Fish imports to Greenland are minor and in 1986 totalled only 426 t, valued at US$ 1.1 million. Overall, imports represented less than 1% of total domestic fish landings in Greenland.
The USA is a net importer of fish and fishery products. Imports of edible fishery products in 1986 totalled 1.4 million t, valued at a record US$ 4.8 thousand million. The US is the second largest market in the world for fish and fishery products. Shrimp and tuna were the major species imported. The quantity of shrimp imported in 1986 established a record with 182 000 t, which included farmed shrimp from Latin America and S.E. Asia.

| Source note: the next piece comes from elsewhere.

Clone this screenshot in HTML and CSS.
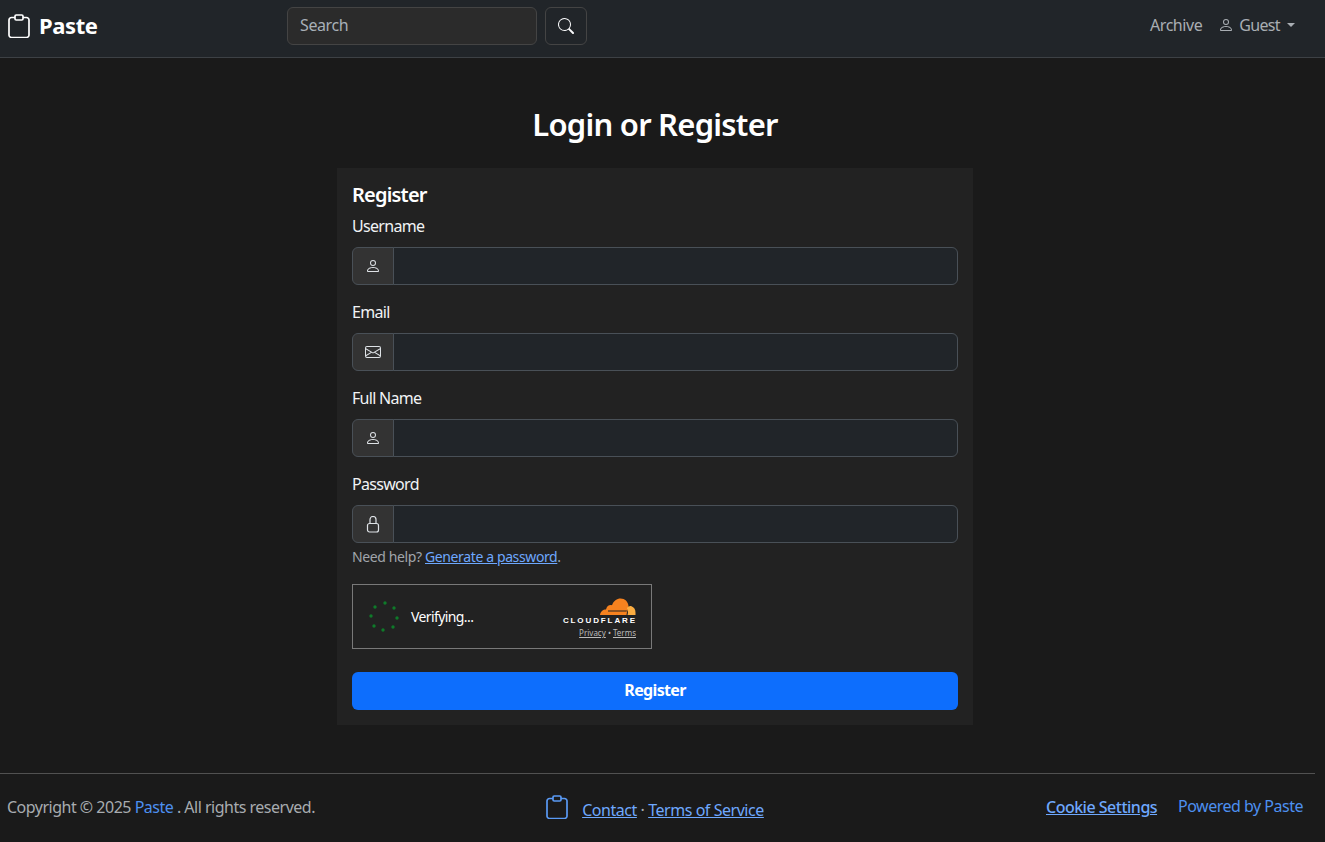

Valued at US$ 1.4 thousand million, shrimp imports accounted for 30% of the value of total US edible imports.
Information for the commercial aquaculture fish trade is available for Canada, Greenland and the USA in the form of various monthly and quarterly magazines and news-sheets, such as: Seafood Business, Seafood Leader, FAO GLOBEFISH Highlights, Greensheets (NMFS), and the Seafood International Directory 1988 (see Bibliography of Resource Materials).
Also, two annual directories - Canadian Aquaculture Magazine 1988 Buyer's Guide, and Aquaculture Magazine Buyer's Guide for 1988 - (see Bibliography) provide a range of information and addresses dealing with (a) consumer and market publications, (b) fish processors, brokers and buyers, (c) exporters and importers, and (d) wholesalers of seafood and fish products. Market information and contact addresses for aquaculture products in Canada and the USA are also available from the North American Directory of Aquaculture 1988/89 (published by Kevgor Aquasystems, Vancouver, Canada).
Detailed trade information for fish and fish products in Greenland is limited. A list of 18 fish processors and exporters in Greenland is given in The Danish Fisheries (1980), along with a brief description of the fishing industry in Greenland.